+++ DATA SECTION

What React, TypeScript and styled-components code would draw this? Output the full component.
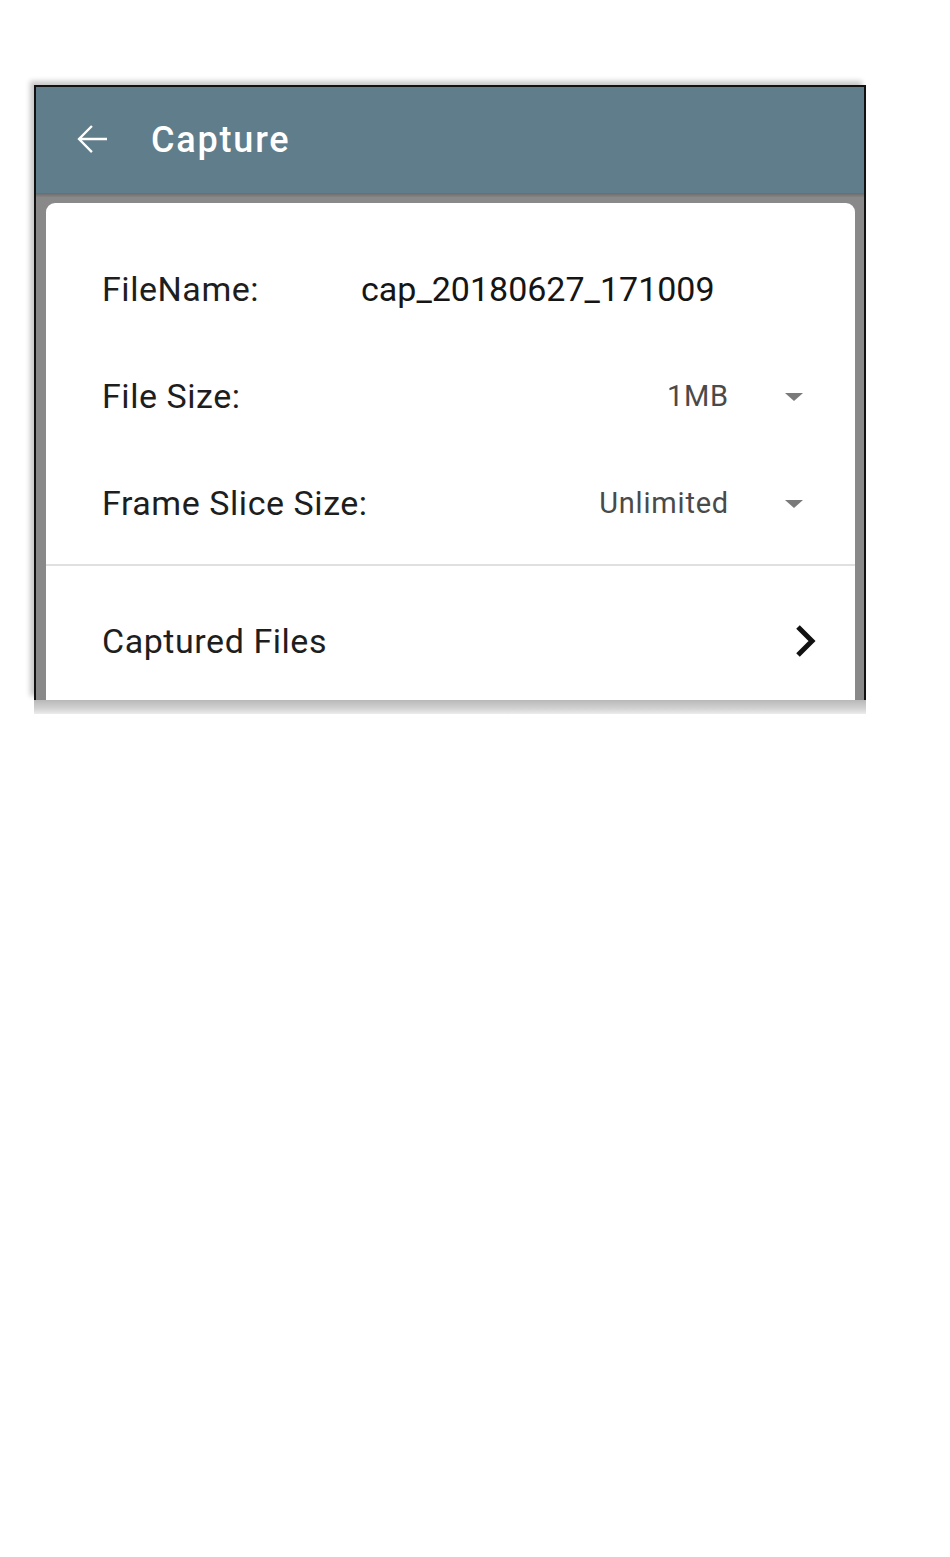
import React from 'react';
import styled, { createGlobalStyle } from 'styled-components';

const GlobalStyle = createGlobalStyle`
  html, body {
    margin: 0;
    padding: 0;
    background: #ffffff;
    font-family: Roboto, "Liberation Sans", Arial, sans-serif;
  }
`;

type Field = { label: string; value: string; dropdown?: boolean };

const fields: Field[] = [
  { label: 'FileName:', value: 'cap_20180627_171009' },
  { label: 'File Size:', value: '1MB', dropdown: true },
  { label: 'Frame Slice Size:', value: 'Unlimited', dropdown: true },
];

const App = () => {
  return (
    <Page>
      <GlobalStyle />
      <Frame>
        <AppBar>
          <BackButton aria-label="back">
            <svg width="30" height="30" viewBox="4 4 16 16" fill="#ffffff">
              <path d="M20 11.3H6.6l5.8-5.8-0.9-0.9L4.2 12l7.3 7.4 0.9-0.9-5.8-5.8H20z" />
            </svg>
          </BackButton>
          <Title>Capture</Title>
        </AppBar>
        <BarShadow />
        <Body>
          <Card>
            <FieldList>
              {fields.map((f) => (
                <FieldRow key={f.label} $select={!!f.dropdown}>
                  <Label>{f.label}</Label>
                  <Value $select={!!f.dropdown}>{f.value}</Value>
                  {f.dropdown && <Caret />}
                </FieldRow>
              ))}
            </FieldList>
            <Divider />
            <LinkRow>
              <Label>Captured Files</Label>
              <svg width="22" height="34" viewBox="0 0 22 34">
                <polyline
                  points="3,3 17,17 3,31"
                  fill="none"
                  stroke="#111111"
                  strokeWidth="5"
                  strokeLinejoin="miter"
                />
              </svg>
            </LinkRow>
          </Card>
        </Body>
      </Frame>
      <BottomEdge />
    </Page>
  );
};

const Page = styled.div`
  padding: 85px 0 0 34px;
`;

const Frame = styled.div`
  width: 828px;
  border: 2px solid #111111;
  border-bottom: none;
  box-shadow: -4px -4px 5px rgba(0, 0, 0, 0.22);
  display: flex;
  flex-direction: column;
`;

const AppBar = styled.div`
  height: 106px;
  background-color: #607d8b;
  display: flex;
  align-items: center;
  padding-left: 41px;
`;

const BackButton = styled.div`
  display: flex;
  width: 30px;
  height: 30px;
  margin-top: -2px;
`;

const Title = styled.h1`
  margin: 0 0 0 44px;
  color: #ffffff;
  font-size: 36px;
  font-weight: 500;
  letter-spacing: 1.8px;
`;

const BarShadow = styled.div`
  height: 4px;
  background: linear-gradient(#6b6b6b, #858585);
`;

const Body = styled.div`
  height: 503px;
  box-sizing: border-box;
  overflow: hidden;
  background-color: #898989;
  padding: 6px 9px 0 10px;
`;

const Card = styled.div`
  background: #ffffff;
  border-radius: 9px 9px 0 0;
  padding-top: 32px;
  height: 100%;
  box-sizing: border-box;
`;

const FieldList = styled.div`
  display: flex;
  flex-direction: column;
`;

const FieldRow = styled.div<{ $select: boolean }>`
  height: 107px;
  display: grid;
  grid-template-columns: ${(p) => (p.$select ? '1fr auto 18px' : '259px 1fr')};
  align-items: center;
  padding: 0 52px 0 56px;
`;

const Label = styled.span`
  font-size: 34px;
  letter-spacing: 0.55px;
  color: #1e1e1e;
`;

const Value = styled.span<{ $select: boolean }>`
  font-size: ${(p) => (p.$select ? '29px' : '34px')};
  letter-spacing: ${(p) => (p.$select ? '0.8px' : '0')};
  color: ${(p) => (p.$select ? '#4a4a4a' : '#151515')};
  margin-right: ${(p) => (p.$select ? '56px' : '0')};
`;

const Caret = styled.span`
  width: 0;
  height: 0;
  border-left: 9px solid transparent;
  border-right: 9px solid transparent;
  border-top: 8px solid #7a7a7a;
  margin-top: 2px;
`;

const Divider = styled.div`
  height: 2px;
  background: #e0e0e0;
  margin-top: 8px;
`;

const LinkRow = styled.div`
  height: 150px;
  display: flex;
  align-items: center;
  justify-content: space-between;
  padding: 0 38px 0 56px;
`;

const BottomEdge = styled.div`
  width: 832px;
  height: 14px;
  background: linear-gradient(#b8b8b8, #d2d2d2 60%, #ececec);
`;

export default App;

++++++

EXERCISE TASK: Restate the data above exactly, stripping out each image.

SOLUTION:
What React, TypeScript and styled-components code would draw this? Output the full component.
import React from 'react';
import styled, { createGlobalStyle } from 'styled-components';

const GlobalStyle = createGlobalStyle`
  html, body {
    margin: 0;
    padding: 0;
    background: #ffffff;
    font-family: Roboto, "Liberation Sans", Arial, sans-serif;
  }
`;

type Field = { label: string; value: string; dropdown?: boolean };

const fields: Field[] = [
  { label: 'FileName:', value: 'cap_20180627_171009' },
  { label: 'File Size:', value: '1MB', dropdown: true },
  { label: 'Frame Slice Size:', value: 'Unlimited', dropdown: true },
];

const App = () => {
  return (
    <Page>
      <GlobalStyle />
      <Frame>
        <AppBar>
          <BackButton aria-label="back">
            <svg width="30" height="30" viewBox="4 4 16 16" fill="#ffffff">
              <path d="M20 11.3H6.6l5.8-5.8-0.9-0.9L4.2 12l7.3 7.4 0.9-0.9-5.8-5.8H20z" />
            </svg>
          </BackButton>
          <Title>Capture</Title>
        </AppBar>
        <BarShadow />
        <Body>
          <Card>
            <FieldList>
              {fields.map((f) => (
                <FieldRow key={f.label} $select={!!f.dropdown}>
                  <Label>{f.label}</Label>
                  <Value $select={!!f.dropdown}>{f.value}</Value>
                  {f.dropdown && <Caret />}
                </FieldRow>
              ))}
            </FieldList>
            <Divider />
            <LinkRow>
              <Label>Captured Files</Label>
              <svg width="22" height="34" viewBox="0 0 22 34">
                <polyline
                  points="3,3 17,17 3,31"
                  fill="none"
                  stroke="#111111"
                  strokeWidth="5"
                  strokeLinejoin="miter"
                />
              </svg>
            </LinkRow>
          </Card>
        </Body>
      </Frame>
      <BottomEdge />
    </Page>
  );
};

const Page = styled.div`
  padding: 85px 0 0 34px;
`;

const Frame = styled.div`
  width: 828px;
  border: 2px solid #111111;
  border-bottom: none;
  box-shadow: -4px -4px 5px rgba(0, 0, 0, 0.22);
  display: flex;
  flex-direction: column;
`;

const AppBar = styled.div`
  height: 106px;
  background-color: #607d8b;
  display: flex;
  align-items: center;
  padding-left: 41px;
`;

const BackButton = styled.div`
  display: flex;
  width: 30px;
  height: 30px;
  margin-top: -2px;
`;

const Title = styled.h1`
  margin: 0 0 0 44px;
  color: #ffffff;
  font-size: 36px;
  font-weight: 500;
  letter-spacing: 1.8px;
`;

const BarShadow = styled.div`
  height: 4px;
  background: linear-gradient(#6b6b6b, #858585);
`;

const Body = styled.div`
  height: 503px;
  box-sizing: border-box;
  overflow: hidden;
  background-color: #898989;
  padding: 6px 9px 0 10px;
`;

const Card = styled.div`
  background: #ffffff;
  border-radius: 9px 9px 0 0;
  padding-top: 32px;
  height: 100%;
  box-sizing: border-box;
`;

const FieldList = styled.div`
  display: flex;
  flex-direction: column;
`;

const FieldRow = styled.div<{ $select: boolean }>`
  height: 107px;
  display: grid;
  grid-template-columns: ${(p) => (p.$select ? '1fr auto 18px' : '259px 1fr')};
  align-items: center;
  padding: 0 52px 0 56px;
`;

const Label = styled.span`
  font-size: 34px;
  letter-spacing: 0.55px;
  color: #1e1e1e;
`;

const Value = styled.span<{ $select: boolean }>`
  font-size: ${(p) => (p.$select ? '29px' : '34px')};
  letter-spacing: ${(p) => (p.$select ? '0.8px' : '0')};
  color: ${(p) => (p.$select ? '#4a4a4a' : '#151515')};
  margin-right: ${(p) => (p.$select ? '56px' : '0')};
`;

const Caret = styled.span`
  width: 0;
  height: 0;
  border-left: 9px solid transparent;
  border-right: 9px solid transparent;
  border-top: 8px solid #7a7a7a;
  margin-top: 2px;
`;

const Divider = styled.div`
  height: 2px;
  background: #e0e0e0;
  margin-top: 8px;
`;

const LinkRow = styled.div`
  height: 150px;
  display: flex;
  align-items: center;
  justify-content: space-between;
  padding: 0 38px 0 56px;
`;

const BottomEdge = styled.div`
  width: 832px;
  height: 14px;
  background: linear-gradient(#b8b8b8, #d2d2d2 60%, #ececec);
`;

export default App;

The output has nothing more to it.